By the Way - Props to No Starch Press by porkrind · 2007-04-12 08:15 · Score: 1

Looks like they've come out with another fine book. I've known those guys for a long time... now if they could just publish a book on Hyperic... ;)

--
Hyperic Community Manager
Re:I'm not associated with them, but by xmousex · 2007-04-12 08:29 · Score: 1

im just curious in case someone is bored enough to explain this to me. Who modded the posts here as trolls? I'm finding that if you look for it, there are actual trolls here and there on slashdot who throw in crap, often not on topic, that specifically insights fighting and complication. The two posts I just read above:

Good book
(Score:-1, Troll)
by 2.7182 (819680) Alter Relationship on Wednesday April 11, @03:24PM (#18693547)
It tells you a lot of things I don't know other sources for. But my binding cracked after a week, which is a bummer.

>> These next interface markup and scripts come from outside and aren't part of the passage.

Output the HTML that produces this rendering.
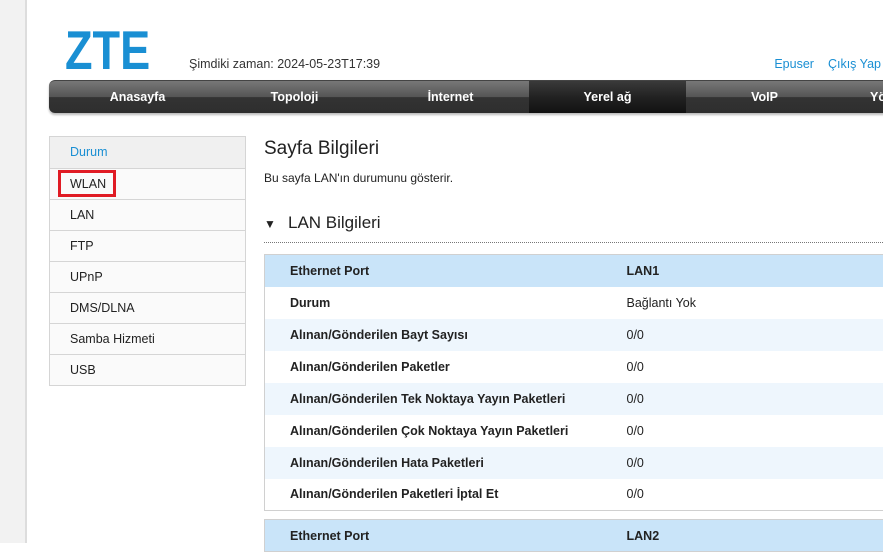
<!DOCTYPE html>
<html><head><meta charset="utf-8"><style>
*{margin:0;padding:0;box-sizing:border-box}
body{width:883px;height:543px;overflow:hidden;background:#fff;font-family:"Liberation Sans","DejaVu Sans",sans-serif;font-size:12px;color:#222;position:relative}
.strip{position:absolute;left:0;top:0;width:27px;height:543px;background:#f2f2f2;border-right:2px solid #ddd}
.logo{position:absolute;left:65px;top:25px;font-size:55px;font-weight:bold;color:#1a8fd3;line-height:50px;font-family:"Liberation Sans",sans-serif;transform:scaleX(0.82);transform-origin:0 0}
.time{position:absolute;left:189px;top:57px;font-size:12.5px;color:#333}
.links{position:absolute;right:2px;top:57px;font-size:12.5px;color:#1a8fd3;word-spacing:0}
.links span{margin-left:14px}
.nav{position:absolute;left:49px;top:80px;width:850px;height:33px;border-radius:6px 0 0 6px;background:linear-gradient(#777 0,#555 50%,#333 51%,#2e2e2e 100%);box-shadow:0 2px 2px #bbb;border-top:1px solid #444}
.nav div{position:absolute;top:0;height:32px;line-height:32px;color:#fff;font-weight:bold;font-size:12.5px;text-align:center;width:157px}
.nav .act{background:linear-gradient(#3a3a3a,#222 50%,#111);}
.side{position:absolute;left:49px;top:136px;width:197px;border:1px solid #d5d5d5}
.side div{height:31px;line-height:31px;padding-left:20px;border-top:1px solid #d5d5d5;background:#fafafa;font-size:12.5px;color:#222}
.side div:first-child{border-top:0;background:#f0f0f0;color:#1a8fd3}
.wl{position:absolute;left:58px;top:170px;width:58px;height:27px;border:3px solid #e01b24}
h1{position:absolute;left:264px;top:138px;font-size:19px;font-weight:normal;color:#222}
.desc{position:absolute;left:264px;top:171px;font-size:12px}
.sec{position:absolute;left:264px;top:213px;width:619px;height:30px;border-bottom:1px dotted #777;font-size:17px}
.sec b{font-size:12px;margin-right:10px;display:inline-block;width:14px}
table{position:absolute;left:264px;border-collapse:collapse;width:640px;border:1px solid #d0d0d0}
td{height:32px;padding-left:25px;font-size:12.5px}
td:first-child{font-weight:bold;width:337px}
td+td{padding-left:25px}
tr.h td{background:#c9e4f9;font-weight:bold}
tr.a td{background:#eef6fd}
</style></head><body>
<div class="strip"></div>
<div class="logo">ZTE</div>
<div class="time">Şimdiki zaman: 2024-05-23T17:39</div>
<div class="links"><span>Epuser</span><span>Çıkış Yap</span></div>
<div class="nav">
<div style="left:10px">Anasayfa</div>
<div style="left:167px">Topoloji</div>
<div style="left:323px">İnternet</div>
<div class="act" style="left:480px">Yerel ağ</div>
<div style="left:637px">VoIP</div>
<div style="left:793px;text-align:left;padding-left:28px">Yönetim</div>
</div>
<div class="side"><div>Durum</div><div>WLAN</div><div>LAN</div><div>FTP</div><div>UPnP</div><div>DMS/DLNA</div><div>Samba Hizmeti</div><div>USB</div></div>
<div class="wl"></div>
<h1>Sayfa Bilgileri</h1>
<div class="desc">Bu sayfa LAN'ın durumunu gösterir.</div>
<div class="sec"><b>▼</b>LAN Bilgileri</div>
<table style="top:254px">
<tr class="h"><td>Ethernet Port</td><td>LAN1</td></tr>
<tr><td>Durum</td><td>Bağlantı Yok</td></tr>
<tr class="a"><td>Alınan/Gönderilen Bayt Sayısı</td><td>0/0</td></tr>
<tr><td>Alınan/Gönderilen Paketler</td><td>0/0</td></tr>
<tr class="a"><td>Alınan/Gönderilen Tek Noktaya Yayın Paketleri</td><td>0/0</td></tr>
<tr><td>Alınan/Gönderilen Çok Noktaya Yayın Paketleri</td><td>0/0</td></tr>
<tr class="a"><td>Alınan/Gönderilen Hata Paketleri</td><td>0/0</td></tr>
<tr><td>Alınan/Gönderilen Paketleri İptal Et</td><td>0/0</td></tr>
</table>
<table style="top:519px">
<tr class="h"><td>Ethernet Port</td><td>LAN2</td></tr>
</table>
</body></html>
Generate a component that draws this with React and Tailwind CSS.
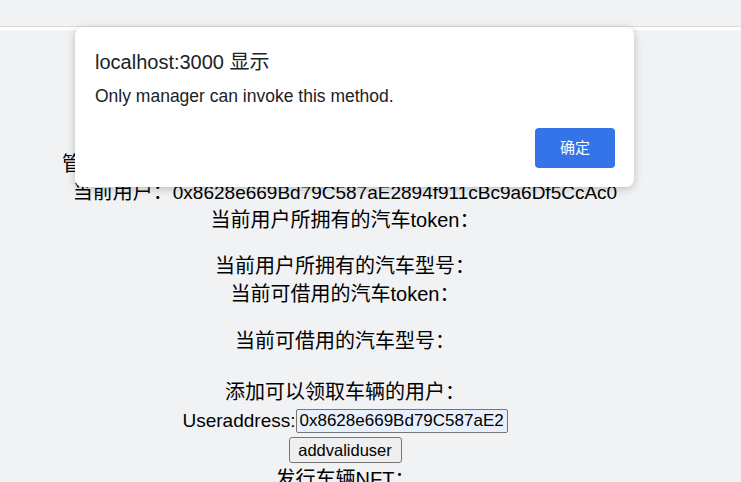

I'm not associated with them, but
(Score:-1, Troll)
by zappepcs (820751) Alter Relationship on Wednesday April 11, @03:41PM (#18693769)
They seem like a really easy group to work with so far. Much easier than commercial groups we've worked with.... I've got no complaints

These are two very brief, fairly positive observations about the users experience with the topic posted. Theres no fighting, theres no controversy...what makes them labeled as trolls? My request for an explanation of this moderating is 10 times more a troll then these two posts.